In a parallel subplot, the Kauravas conspire to alienate Krishna from the Pandavas by arranging a marriage between Duryodhana's son, Lakshmana Kumara, and Sasirekha, the daughter of Balarama, Krishna's elder brother. However, Sasirekha's marriage had already been arranged with Abhimanyu, Arjuna's son. To thwart the plan, Krishna advises Bhima to send Ghatothkacha to impersonate Sasirekha and disrupt the wedding with his antics. Ultimately, Sasirekha and Abhimanyu are successfully married.

The film concludes with the Pandavas completing their twelve-year exile and looking forward to reclaiming their rightful place.

== Production ==
Pandava Vanavaasam was directed by Kamalakara Kameswara Rao and written by Samudrala Raghavacharya. The film was produced by A. S. R. Anjaneyulu under the Madhavi Productions banner. The project assembled a star-studded cast, with N. T. Rama Rao portraying Bheema, Savitri as Draupadi, S. V. Ranga Rao as Duryodhana, Gummadi as Dharma Raju, M. Balayya as Arjuna, Prabhakar Reddy as Karna, and Mikkilineni as Dussasana. The film marked the Telugu debut of Hema Malini, who performed a dance sequence during the "Ghosha Yatra" scene, entertaining Duryodhana and his entourage. Rajasulochana also appeared in a dance sequence.

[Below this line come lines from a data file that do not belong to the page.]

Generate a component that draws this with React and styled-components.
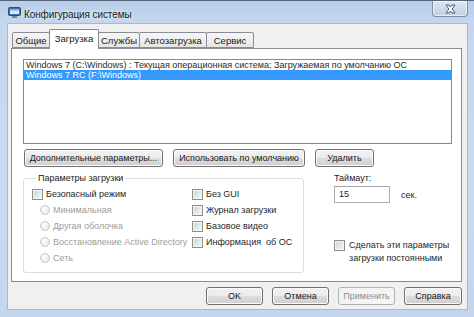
import React from 'react';
import styled, { createGlobalStyle } from 'styled-components';

const Global = createGlobalStyle`
  html, body { margin: 0; padding: 0; background: #ffffff; }
  body { font-family: "Liberation Sans", Arial, sans-serif; }
  * { box-sizing: border-box; }
`;

const Win = styled.div`
  width: 474px;
  height: 317px;
  display: flex;
  flex-direction: column;
  border-top: 1px solid #56667c;
  padding: 0 6px 7px 7px;
  background: linear-gradient(180deg, #b7cde8 0px, #c4d7ee 22px, #c9dbf0 60%, #c3d6ee 100%);
`;

const TitleBar = styled.div`
  height: 22px;
  display: flex;
  align-items: center;
  margin-left: 1px;
`;

const Title = styled.span`
  margin-left: 3px;
  margin-top: 4px;
  font-size: 10px;
  letter-spacing: -0.1px;
  color: #1a1a1a;
  text-shadow: 0 0 5px #eaf2fb, 0 0 3px #eaf2fb;
`;

const CloseBtn = styled.div`
  margin-left: auto;
  align-self: flex-start;
  width: 36px;
  height: 16px;
  border: 1px solid #7d8ea6;
  border-top: none;
  border-radius: 0 0 4px 4px;
  background: linear-gradient(180deg, #dfe7f1 0%, #cfdbea 50%, #c0cfe2 100%);
  box-shadow: inset 0 0 0 1px rgba(255,255,255,0.6);
  display: flex;
  align-items: center;
  justify-content: center;
`;

const Client = styled.div`
  flex: 1;
  display: flex;
  flex-direction: column;
  background: #f0f0f0;
  border: 1px solid #a9b9cd;
  padding: 5px 5px 4px 3px;
`;

const TabStrip = styled.div`
  height: 19px;
  display: flex;
  align-items: flex-end;
  padding-left: 2px;
  position: relative;
  z-index: 1;
`;

const Tab = styled.div`
  width: ${p => p.$w}px;
  height: ${p => (p.$active ? 20 : 16)}px;
  margin-left: -1px;
  margin-bottom: ${p => (p.$active ? -1 : 0)}px;
  border: 1px solid #898c95;
  border-bottom: ${p => (p.$active ? 'none' : '1px solid #898c95')};
  border-radius: 2px 2px 0 0;
  background: ${p => (p.$active ? '#ffffff' : 'linear-gradient(180deg, #f6f6f6 0%, #efefef 50%, #e5e5e5 100%)')};
  font-size: 9.5px;
  color: #1a1a1a;
  display: flex;
  align-items: center;
  justify-content: center;
  padding-bottom: ${p => (p.$active ? 2 : 0)}px;
  position: relative;
  z-index: ${p => (p.$active ? 2 : 1)};
`;

const Panel = styled.div`
  height: 234px;
  border: 1px solid #898c95;
  background: #ffffff;
  padding: 10px 9px 0 11px;
  display: flex;
  flex-direction: column;
`;

const ListBox = styled.div`
  height: 85px;
  border: 1px solid #828790;
  background: #ffffff;
  display: flex;
  flex-direction: column;
`;

const ListRow = styled.div`
  height: 10px;
  line-height: 10px;
  font-size: 9px;
  padding-left: 2px;
  white-space: nowrap;
  color: ${p => (p.$sel ? '#ffffff' : '#2a2a2a')};
  background: ${p => (p.$sel ? '#3399ff' : 'transparent')};
`;

const ButtonRow = styled.div`
  display: flex;
  gap: 10px;
  margin-top: 5px;
  padding-left: 1px;
`;

const Button = styled.button`
  width: ${p => p.$w}px;
  height: 18px;
  padding: 0;
  border: 1px solid ${p => (p.disabled ? '#adb2b5' : '#707070')};
  border-radius: 3px;
  background: ${p => (p.disabled
    ? '#f4f4f4'
    : 'linear-gradient(180deg, #f2f2f2 0%, #ebebeb 48%, #dddddd 52%, #cfcfcf 100%)')};
  box-shadow: inset 0 0 0 1px ${p => (p.disabled ? '#f4f4f4' : '#fbfbfb')};
  font-family: "Liberation Sans", Arial, sans-serif;
  font-size: 9px;
  color: ${p => (p.disabled ? '#8d8d8d' : '#1a1a1a')};
`;

const Lower = styled.div`
  display: flex;
  margin-top: 5px;
`;

const Group = styled.fieldset`
  width: 281px;
  height: 101px;
  margin: 0;
  padding: 2px 8px 0 8px;
  border: 1px solid #d5dfe5;
  border-radius: 3px;
  display: flex;
  min-width: 0;
`;

const Legend = styled.legend`
  font-size: 9px;
  line-height: 12px;
  color: #1a1a1a;
  padding: 0 2px;
  margin-left: 4px;
`;

const Col = styled.div`
  width: ${p => (p.$w ? `${p.$w}px` : 'auto')};
  display: flex;
  flex-direction: column;
`;

const OptRow = styled.div`
  height: 16px;
  display: flex;
  align-items: center;
  gap: 3px;
  padding-left: ${p => p.$indent || 0}px;
  font-size: 9px;
  color: ${p => (p.$disabled ? '#9c9c9c' : '#1e1e1e')};
  white-space: nowrap;
`;

const Check = styled.span`
  width: 11px;
  height: 11px;
  flex: none;
  margin-top: ${p => p.$mt || 0}px;
  border: 1px solid #8e8f8f;
  background: linear-gradient(135deg, #c9ccd1 0%, #e4e5e7 50%, #f7f7f7 100%);
  box-shadow: inset 0 0 0 1px #f4f4f4;
`;

const Radio = styled.span`
  width: 10px;
  height: 10px;
  flex: none;
  border-radius: 50%;
  border: 1px solid #c6c6c6;
  background: radial-gradient(circle at 40% 40%, #ffffff 0%, #ececec 60%, #dcdcdc 100%);
`;

const Side = styled.div`
  margin-left: 30px;
  display: flex;
  flex-direction: column;
`;

const Label = styled.div`
  font-size: 9px;
  line-height: 12px;
  color: #1e1e1e;
`;

const TimeoutRow = styled.div`
  display: flex;
  align-items: center;
  margin-top: 2px;
  gap: 11px;
`;

const Input = styled.div`
  width: 56px;
  height: 17px;
  border: 1px solid #abadb3;
  border-top-color: #a2a5ab;
  background: #ffffff;
  font-size: 9px;
  line-height: 15px;
  padding-left: 4px;
  color: #1e1e1e;
`;

const PermRow = styled.div`
  display: flex;
  align-items: flex-start;
  gap: 4px;
  margin-top: 36px;
  font-size: 9px;
  line-height: 13px;
  color: #1e1e1e;
`;

const Footer = styled.div`
  display: flex;
  justify-content: flex-end;
  gap: 9px;
  margin-top: 5px;
`;

const AppIcon = () => (
  <svg width="13" height="11" viewBox="0 0 13 11">
    <rect x="0.5" y="0.5" width="12" height="8" rx="1" fill="#3c6fb4" stroke="#2b4f86" />
    <rect x="2" y="2" width="9" height="5" fill="#dfe9f6" />
    <rect x="2" y="2" width="9" height="1.5" fill="#7fa8dc" />
    <rect x="4" y="9" width="5" height="2" fill="#7b8492" />
  </svg>
);

const CloseX = () => (
  <svg width="11" height="10" viewBox="0 0 11 10">
    <path
      d="M1 1 L4 1 L5.5 3 L7 1 L10 1 L7.2 5 L10 9 L7 9 L5.5 7 L4 9 L1 9 L3.8 5 Z"
      fill="#ffffff"
      stroke="#3b4a60"
      strokeWidth="0.9"
      strokeLinejoin="round"
    />
  </svg>
);

const tabs = [
  { t: 'Общие', w: 38 },
  { t: 'Загрузка', w: 50, active: true },
  { t: 'Службы', w: 42 },
  { t: 'Автозагрузка', w: 68 },
  { t: 'Сервис', w: 48 },
];

export default function App() {
  return (
    <>
      <Global />
      <Win>
        <TitleBar>
          <AppIcon />
          <Title>Конфигурация системы</Title>
          <CloseBtn><CloseX /></CloseBtn>
        </TitleBar>
        <Client>
          <TabStrip>
            {tabs.map(x => (
              <Tab key={x.t} $w={x.w} $active={x.active}>{x.t}</Tab>
            ))}
          </TabStrip>
          <Panel>
            <ListBox>
              <ListRow>Windows 7 (C:\Windows) : Текущая операционная система; Загружаемая по умолчанию ОС</ListRow>
              <ListRow $sel>Windows 7 RC (F:\Windows)</ListRow>
            </ListBox>
            <ButtonRow>
              <Button $w={139}>Дополнительные параметры...</Button>
              <Button $w={132}>Использовать по умолчанию</Button>
              <Button $w={59}>Удалить</Button>
            </ButtonRow>
            <Lower>
              <Group>
                <Legend>Параметры загрузки</Legend>
                <Col $w={160}>
                  <OptRow><Check />Безопасный режим</OptRow>
                  <OptRow $indent={8} $disabled><Radio />Минимальная</OptRow>
                  <OptRow $indent={8} $disabled><Radio />Другая оболочка</OptRow>
                  <OptRow $indent={8} $disabled><Radio />Восстановление Active Directory</OptRow>
                  <OptRow $indent={8} $disabled><Radio />Сеть</OptRow>
                </Col>
                <Col>
                  <OptRow><Check />Без GUI</OptRow>
                  <OptRow><Check />Журнал загрузки</OptRow>
                  <OptRow><Check />Базовое видео</OptRow>
                  <OptRow><Check />Информация&nbsp; об ОС</OptRow>
                </Col>
              </Group>
              <Side>
                <Label>Таймаут:</Label>
                <TimeoutRow>
                  <Input>15</Input>
                  <Label>сек.</Label>
                </TimeoutRow>
                <PermRow>
                  <Check $mt={1} />
                  <span>Сделать эти параметры<br />загрузки постоянными</span>
                </PermRow>
              </Side>
            </Lower>
          </Panel>
          <Footer>
            <Button $w={57}>OK</Button>
            <Button $w={57}>Отмена</Button>
            <Button $w={57} disabled>Применить</Button>
            <Button $w={58}>Справка</Button>
          </Footer>
        </Client>
      </Win>
    </>
  );
}
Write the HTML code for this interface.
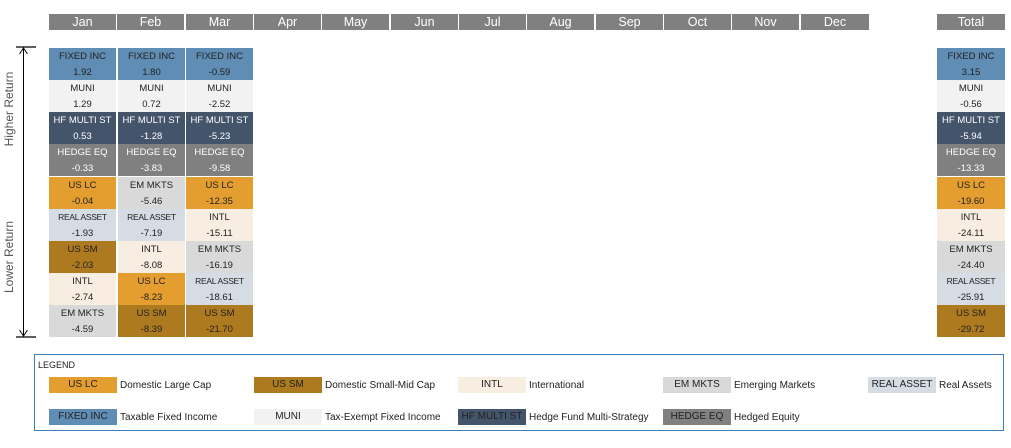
<!DOCTYPE html>
<html><head><style>
body{margin:0;width:1011px;height:448px;background:#fff;font-family:"Liberation Sans",sans-serif;position:relative;overflow:hidden}
.h{position:absolute;top:14px;height:16px;background:#808080;color:#fff;font-size:12.5px;line-height:16px;text-align:center}
.c{position:absolute;width:67px;height:32px;font-size:9.5px;text-align:center;color:#222}
.c div{height:16px;line-height:17px}
.fi{background:#5f8db3}.mu{background:#f2f2f2}.hf{background:#44546a;color:#fff}.he{background:#808080;color:#fff}
.lc{background:#e39e2f}.ra{background:#d6dce4}.sm{background:#ae7a1f}.in{background:#f7ede0}.em{background:#d9d9d9}
.sw{position:absolute;width:68px;height:16px;line-height:16px;font-size:10px;text-align:center;color:#222}
.lt{position:absolute;font-size:10px;color:#222;line-height:18px}
.rot{position:absolute;transform:rotate(-90deg);font-size:12px;color:#555;white-space:nowrap;transform-origin:center}
</style></head><body>
<div class="h" style="left:49px;width:67px">Jan</div>
<div class="h" style="left:117px;width:67px">Feb</div>
<div class="h" style="left:186px;width:67px">Mar</div>
<div class="h" style="left:254px;width:67px">Apr</div>
<div class="h" style="left:322px;width:67px">May</div>
<div class="h" style="left:391px;width:67px">Jun</div>
<div class="h" style="left:459px;width:67px">Jul</div>
<div class="h" style="left:527px;width:67px">Aug</div>
<div class="h" style="left:596px;width:67px">Sep</div>
<div class="h" style="left:664px;width:67px">Oct</div>
<div class="h" style="left:732px;width:67px">Nov</div>
<div class="h" style="left:801px;width:68px">Dec</div>
<div class="h" style="left:937px;width:68px">Total</div>

<svg style="position:absolute;left:0;top:0" width="45" height="345">
<line x1="16" y1="47" x2="36" y2="47" stroke="#000" stroke-width="1.3"/>
<line x1="16" y1="337" x2="36" y2="337" stroke="#000" stroke-width="1.3"/>
<line x1="23.5" y1="48" x2="23.5" y2="336" stroke="#000" stroke-width="1"/>
<polyline points="19.5,54 23.5,48 27.5,54" fill="none" stroke="#000"/>
<polyline points="19.5,330 23.5,336 27.5,330" fill="none" stroke="#000"/>
</svg>
<div class="rot" style="left:-31px;top:102px;width:80px;text-align:center">Higher Return</div>
<div class="rot" style="left:-31px;top:250px;width:80px;text-align:center">Lower Return</div>

<div id="g"></div>
<script>
var cols=[[49,[["fi","FIXED INC","1.92"],["mu","MUNI","1.29"],["hf","HF MULTI ST","0.53"],["he","HEDGE EQ","-0.33"],["lc","US LC","-0.04"],["ra","REAL ASSET","-1.93"],["sm","US SM","-2.03"],["in","INTL","-2.74"],["em","EM MKTS","-4.59"]]],
[118,[["fi","FIXED INC","1.80"],["mu","MUNI","0.72"],["hf","HF MULTI ST","-1.28"],["he","HEDGE EQ","-3.83"],["em","EM MKTS","-5.46"],["ra","REAL ASSET","-7.19"],["in","INTL","-8.08"],["lc","US LC","-8.23"],["sm","US SM","-8.39"]]],
[186,[["fi","FIXED INC","-0.59"],["mu","MUNI","-2.52"],["hf","HF MULTI ST","-5.23"],["he","HEDGE EQ","-9.58"],["lc","US LC","-12.35"],["in","INTL","-15.11"],["em","EM MKTS","-16.19"],["ra","REAL ASSET","-18.61"],["sm","US SM","-21.70"]]],
[937,[["fi","FIXED INC","3.15"],["mu","MUNI","-0.56"],["hf","HF MULTI ST","-5.94"],["he","HEDGE EQ","-13.33"],["lc","US LC","-19.60"],["in","INTL","-24.11"],["em","EM MKTS","-24.40"],["ra","REAL ASSET","-25.91"],["sm","US SM","-29.72"]]]];
var h="";cols.forEach(function(c){c[1].forEach(function(r,i){var fs=r[1]=="REAL ASSET"?"font-size:8.5px;letter-spacing:-0.3px":"";h+='<div class="c '+r[0]+'" style="left:'+c[0]+'px;top:'+(47.7+i*32.2).toFixed(1)+'px;width:'+(c[0]==937?68:67)+'px"><div style="'+fs+'">'+r[1]+'</div><div>'+r[2]+'</div></div>';});});
document.getElementById("g").innerHTML=h;
</script>

<div style="position:absolute;left:34px;top:354px;width:970px;height:77px;border:1px solid #3d7fb8;box-sizing:border-box"></div>
<div class="lt" style="left:38px;top:356px;font-size:9px">LEGEND</div>
<div class="sw lc" style="left:49px;top:377px">US LC</div><div class="lt" style="left:120px;top:377px">Domestic Large Cap</div>
<div class="sw sm" style="left:254px;top:377px">US SM</div><div class="lt" style="left:325px;top:377px">Domestic Small-Mid Cap</div>
<div class="sw in" style="left:458px;top:377px">INTL</div><div class="lt" style="left:529px;top:377px">International</div>
<div class="sw em" style="left:663px;top:377px">EM MKTS</div><div class="lt" style="left:734px;top:377px">Emerging Markets</div>
<div class="sw ra" style="left:868px;top:377px">REAL ASSET</div><div class="lt" style="left:939px;top:377px">Real Assets</div>
<div class="sw fi" style="left:49px;top:409px">FIXED INC</div><div class="lt" style="left:120px;top:409px">Taxable Fixed Income</div>
<div class="sw mu" style="left:254px;top:409px">MUNI</div><div class="lt" style="left:325px;top:409px">Tax-Exempt Fixed Income</div>
<div class="sw hf" style="left:458px;top:409px">HF MULTI ST</div><div class="lt" style="left:529px;top:409px">Hedge Fund Multi-Strategy</div>
<div class="sw he" style="left:663px;top:409px">HEDGE EQ</div><div class="lt" style="left:734px;top:409px">Hedged Equity</div>
</body></html>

K. Raghavendra Rao, who would later go on to direct over 100 films, began his career as an assistant director under Kamalakara Kameswara Rao for this film.

==Music==

Music for the film was composed by Ghantasala. Audio soundtrack was released on Saregama label.

| S. No. | Song title | Lyrics | Singers | length |
|---|---|---|---|---|
| 1 | "Himagiri Sogasulo" | Samudrala Sr | Ghantasala, P. Susheela | 4:30 |
| 2 | "Devaa Deena Baandhava" | Samudrala Sr. | P. Leela | 3:42 |
| 3 | "Vidhi Vanchithulai" | Samudrala Sr. | Ghantasala | 4:33 |
| 4 | "Mahinele Maharaju" | Samudrala Sr. | P. Leela, L. R. Eswari | 4:48 |
| 5 | "Manojavam Maruthatulyam" | Traditional | Ghantasala | 2:34 |
| 6 | "Oh Vannekaada" | Samudrala Sr. | S. Janaki | 5:51 |
| 7 | "Raagaalu Melavimpa" | Samudrala Sr. | Ghantasala, P. Susheela | 3:39 |
| 8 | "Mogali Rekula Sigadhaana" | Kosaraju | Ghantasala, L. R. Eswari | 7:20 |
| 9 | "Naa Chandamama" | Samudrala Sr. | Ghantasala, P. Susheela | 4:43 |
| 10 | "Baava Baava Panneeru" | Aarudhra | P. Susheela, Padmanabham | 2:58 |
| 11 | "Krishna" | Aarudhra | P. Susheela | 2:58 |

==Reception==

=== Critical reception ===
Pandava Vanavaasam was well-received for its narrative and performances. N. T. Rama Rao's portrayal of Bheema garnered attention for his distinct transformation in dialogue delivery and body language. The interactions between Bheema and Dharma Raju, along with Arjuna's role in the story, were noted as significant aspects of the film. Performances by S. V. Ranga Rao, Gummadi, and Savitri were also praised.

=== Box office ===
The film had a successful theatrical run, completing 100 days in 24 centres and reaching a 175-day milestone in several locations. It was among the highest-grossing films of its time and was re-released multiple times over the years, reportedly being screened around 20 times since its initial release.

Pandava Vanavaasam was released a week after Naadi Aada Janme, which featured the same lead cast of N. T. Rama Rao, S. V. Ranga Rao, and Savitri.